It’s important that you be kind to yourself. Take it slow. And focus on what you can do. This might be making sure you sanitise, wear a mask and social distance when you’re at school or hanging out with friends.

“I don’t know how to talk to people anymore.”

A lot of people feel like this! It’s been ages since we’ve gone to youth group in person or even seen our school friends. We’re used to being behind a computer screen, coming off and on mute, and writing our communications and being able to edit them before we hit “send”.

We officially give you permission to ease back into it. You don’t have to have ten social outings planned in the next week. You might choose to spend time with a friend one-on-one before hanging out in groups. Or the other way round if that makes you feel more comfortable.

Maybe it’s talking to strangers that you’re worried about. Why not download a menu before you go to a café so that you already know what you want to order? Or perhaps you can look up items you want to buy online before trying them on in store. That way, if a shop assistant asks if you need help you can confidently know what to say. A little bit of prep can make you feel less worried.

“I’m so behind in my school work. How do I catch up?”

You are definitely not the only one worried about falling behind in their school work. The good news is that your teachers are prepared for this. Ask a teacher or year advisor who you trust for help. They can help you to prioritise the most crucial things to do to get back on track.

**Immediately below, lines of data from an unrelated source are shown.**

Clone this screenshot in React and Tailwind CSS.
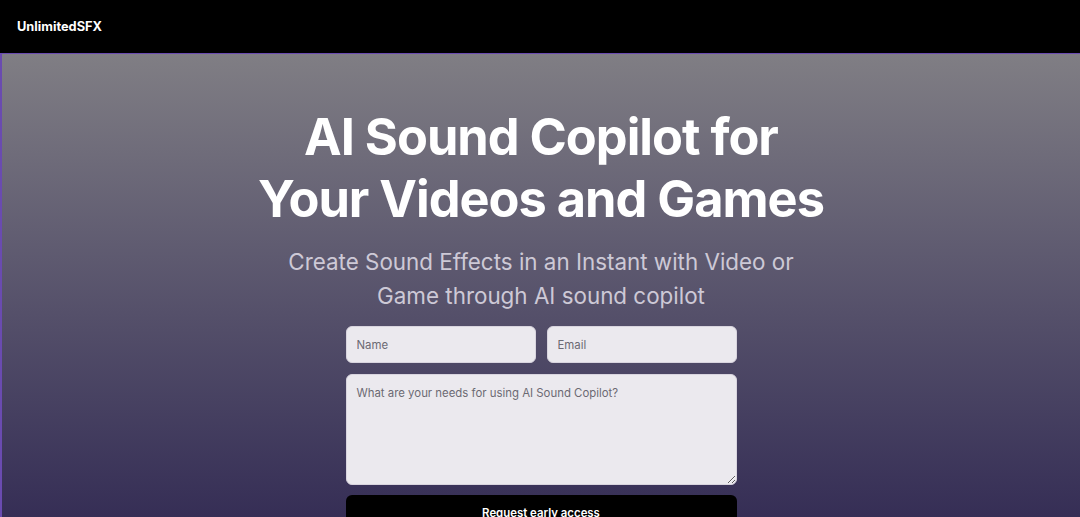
export default function App() {
  return (
    <div className="min-h-screen bg-black font-['Inter',sans-serif]">
      <header className="flex h-[53px] items-center bg-black px-[17px]">
        <span className="text-[12.8px] font-bold text-white">UnlimitedSFX</span>
      </header>

      <section className="flex min-h-[464px] flex-col items-center border-l-2 border-t border-[#6a4bb0] bg-gradient-to-b from-[#807e84] via-[#55506a] to-[#2e2550] pb-10 pt-[52px]">
        <h1 className="text-center text-[50.5px] font-bold leading-[62px] tracking-[-0.02em] text-white">
          AI Sound Copilot for
          <br />
          Your Videos and Games
        </h1>
        <p className="mt-[15px] max-w-[520px] text-center text-[22.4px] leading-[34px] text-[#cdc9d6]">
          Create Sound Effects in an Instant with Video or Game through AI sound copilot
        </p>

        <form className="mt-[13px] flex w-[391px] flex-col gap-[11px]">
          <div className="flex gap-[11px]">
            <input
              placeholder="Name"
              className="h-[37px] w-full rounded-[6px] border border-[#d8d4de] bg-[#ebe9ee] px-[10px] text-[11.4px] text-[#333] placeholder:text-[#6b6a73] outline-none"
            />
            <input
              placeholder="Email"
              className="h-[37px] w-full rounded-[6px] border border-[#d8d4de] bg-[#ebe9ee] px-[10px] text-[11.4px] text-[#333] placeholder:text-[#6b6a73] outline-none"
            />
          </div>
          <textarea
            placeholder="What are your needs for using AI Sound Copilot?"
            className="h-[111px] w-full rounded-[6px] border border-[#d8d4de] bg-[#ebe9ee] px-[10px] py-[10px] text-[11.4px] text-[#333] placeholder:text-[#6b6a73] outline-none"
          />
          <button
            type="button"
            className="mt-[-1px] h-[37px] w-full rounded-[6px] bg-black text-[11.4px] font-semibold text-white"
          >
            Request early access
          </button>
        </form>
      </section>
    </div>
  );
}
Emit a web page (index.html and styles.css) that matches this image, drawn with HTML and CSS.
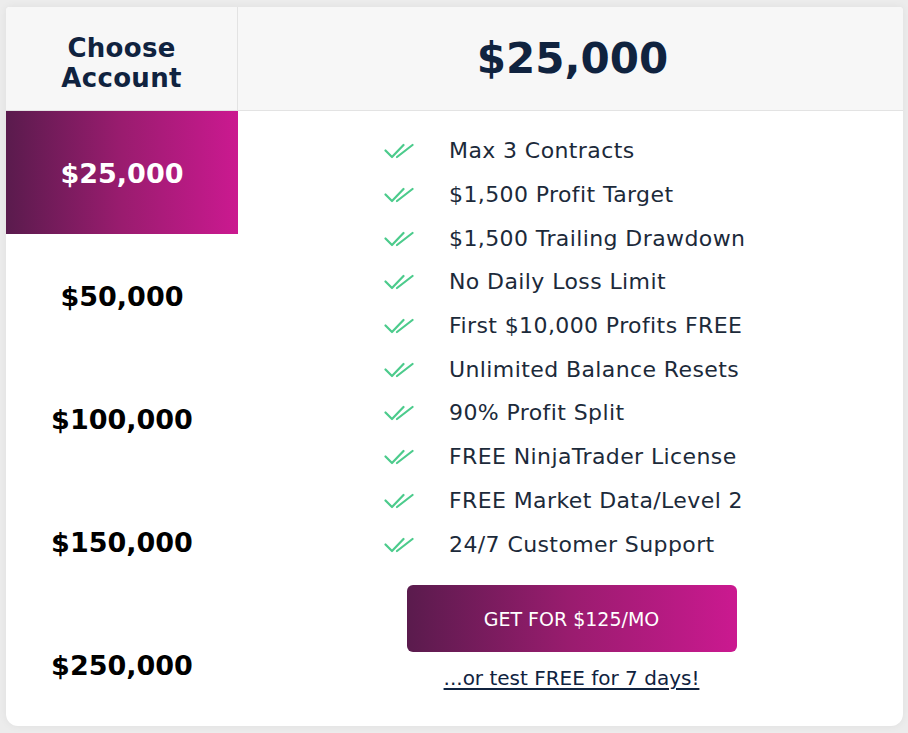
FILE: index.html
```html
<!DOCTYPE html>
<html>
<head>
<meta charset="utf-8">
<link rel="stylesheet" href="styles.css">
</head>
<body>
<div class="card">
  <div class="head-left"><span>Choose</span><span>Account</span></div>
  <div class="head-right">$25,000</div>
  <div class="tabs">
    <div class="tab active">$25,000</div>
    <div class="tab">$50,000</div>
    <div class="tab">$100,000</div>
    <div class="tab">$150,000</div>
    <div class="tab">$250,000</div>
  </div>
  <div class="detail">
    <ul class="features">
      <li><svg class="chk" viewBox="0 0 30 16"><path d="M1.5 7.5 L8 14 L19.5 2"/><path d="M13 14 L28.5 2"/></svg><span>Max 3 Contracts</span></li>
      <li><svg class="chk" viewBox="0 0 30 16"><path d="M1.5 7.5 L8 14 L19.5 2"/><path d="M13 14 L28.5 2"/></svg><span>$1,500 Profit Target</span></li>
      <li><svg class="chk" viewBox="0 0 30 16"><path d="M1.5 7.5 L8 14 L19.5 2"/><path d="M13 14 L28.5 2"/></svg><span>$1,500 Trailing Drawdown</span></li>
      <li><svg class="chk" viewBox="0 0 30 16"><path d="M1.5 7.5 L8 14 L19.5 2"/><path d="M13 14 L28.5 2"/></svg><span>No Daily Loss Limit</span></li>
      <li><svg class="chk" viewBox="0 0 30 16"><path d="M1.5 7.5 L8 14 L19.5 2"/><path d="M13 14 L28.5 2"/></svg><span>First $10,000 Profits FREE</span></li>
      <li><svg class="chk" viewBox="0 0 30 16"><path d="M1.5 7.5 L8 14 L19.5 2"/><path d="M13 14 L28.5 2"/></svg><span>Unlimited Balance Resets</span></li>
      <li><svg class="chk" viewBox="0 0 30 16"><path d="M1.5 7.5 L8 14 L19.5 2"/><path d="M13 14 L28.5 2"/></svg><span>90% Profit Split</span></li>
      <li><svg class="chk" viewBox="0 0 30 16"><path d="M1.5 7.5 L8 14 L19.5 2"/><path d="M13 14 L28.5 2"/></svg><span>FREE NinjaTrader License</span></li>
      <li><svg class="chk" viewBox="0 0 30 16"><path d="M1.5 7.5 L8 14 L19.5 2"/><path d="M13 14 L28.5 2"/></svg><span>FREE Market Data/Level 2</span></li>
      <li><svg class="chk" viewBox="0 0 30 16"><path d="M1.5 7.5 L8 14 L19.5 2"/><path d="M13 14 L28.5 2"/></svg><span>24/7 Customer Support</span></li>
    </ul>
    <a class="btn" href="#">GET FOR $125/MO</a>
    <a class="trial" href="#">...or test FREE for 7 days!</a>
  </div>
</div>
</body>
</html>
```
FILE: styles.css
```css
html, body {
  margin: 0;
  padding: 0;
}
body {
  background: #ececec;
  font-family: "DejaVu Sans", "Open Sans", sans-serif;
  width: 908px;
  height: 733px;
  overflow: hidden;
}
.card {
  margin: 7px 0 0 6px;
  width: 897px;
  height: 719px;
  background: #ffffff;
  border-radius: 4px 4px 12px 12px;
  box-shadow: 0 0 8px rgba(0, 0, 0, 0.06);
  display: grid;
  grid-template-columns: 232px 1fr;
  grid-template-rows: 104px 1fr;
  overflow: hidden;
}
.head-left {
  background: #f7f7f7;
  border-right: 1px solid #e3e3e3;
  border-bottom: 1px solid #e3e3e3;
  display: flex;
  flex-direction: column;
  align-items: center;
  justify-content: center;
  text-align: center;
  font-size: 26px;
  line-height: 30px;
  font-weight: 700;
  color: #10233f;
  padding-top: 9px;
  letter-spacing: 0.3px;
}
.head-right {
  background: #f7f7f7;
  border-bottom: 1px solid #e3e3e3;
  display: flex;
  align-items: center;
  justify-content: center;
  font-size: 42px;
  font-weight: 700;
  color: #10233f;
  padding-left: 4px;
  padding-bottom: 1px;
}
.tabs {
  display: flex;
  flex-direction: column;
}
.tab {
  height: 123px;
  box-sizing: border-box;
  padding-top: 2px;
  flex: none;
  display: flex;
  align-items: center;
  justify-content: center;
  font-size: 27px;
  font-weight: 700;
  color: #000;
}
.tab.active {
  background: linear-gradient(90deg, #5a1b4d 0%, #9a1c6f 50%, #cb1990 100%);
  color: #fff;
}
.detail {
  display: flex;
  flex-direction: column;
  align-items: center;
}
.features {
  list-style: none;
  margin: 18px 0 0 0;
  padding: 0 0 0 146px;
  align-self: stretch;
}
.features li {
  height: 43.7px;
  display: flex;
  align-items: center;
  font-size: 22px;
  letter-spacing: 0.4px;
  color: #1c2a3a;
}
.chk {
  width: 30px;
  height: 16px;
  margin-right: 35px;
  margin-top: 1px;
  flex: none;
  fill: none;
  stroke: #4ccb8c;
  stroke-width: 2.2;
  stroke-linecap: round;
  stroke-linejoin: round;
}
.btn {
  margin-top: 19px;
  width: 330px;
  height: 67px;
  box-sizing: border-box;
  padding-top: 2px;
  border-radius: 6px;
  background: linear-gradient(90deg, #5a1b4d 0%, #9a1c6f 50%, #cb1990 100%);
  color: #fff;
  text-decoration: none;
  font-size: 19px;
  display: flex;
  align-items: center;
  justify-content: center;
  margin-left: 2px;
}
.trial {
  margin-top: 14px;
  font-size: 20px;
  color: #10233f;
  text-decoration: underline;
  text-underline-offset: 3px;
  margin-left: 2px;
}
```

We suggest writing down a list of what needs to get done. Then, do a mix of the most important tasks and the easy tasks each day. Getting some of the smaller tasks done will help you feel like you’re achieving things and hopefully motivate you to keep going.

“I hate school. I don’t want to go back.”

School doesn’t click for everyone. It’s not always enjoyable. Sometimes other students seem to be able to pick things up so much faster than you. You might find school difficult because you get bullied or left out.

It may not be where you want to be right now. But school can help you get to where you want to be in the future.

Use this as an opportunity to reset. Reach out to a teacher for extra help. Maybe get a tutor for subjects that you find really tricky. Perhaps it’s time to change friendship groups.

By the time face-to-face learning resumes, you’ll have already made it half-way through term. Remind yourself that you survived 16 weeks of lockdown. You can survive six weeks of school.

“I’ve been getting up at midday! How will I wake up early enough for school?”

Start working on your sleep routine now! Don’t wait until the day that school goes back to face-to-face learning. Sudden changes like this are not helpful, they often leave you feeling rubbish.

Make the change gradually. Go to bed and wake up half an hour earlier each day. Keep doing this until you reach the wake-up time you want.

Write down your plan. You’re more likely to stick to something that you’ve written down. And ask a friend, sibling or parent to help you achieve your goal.

You could even schedule something you enjoy for the mornings – a walk with a family member, or a breakfast catch up with a friend – to help keep you motivated.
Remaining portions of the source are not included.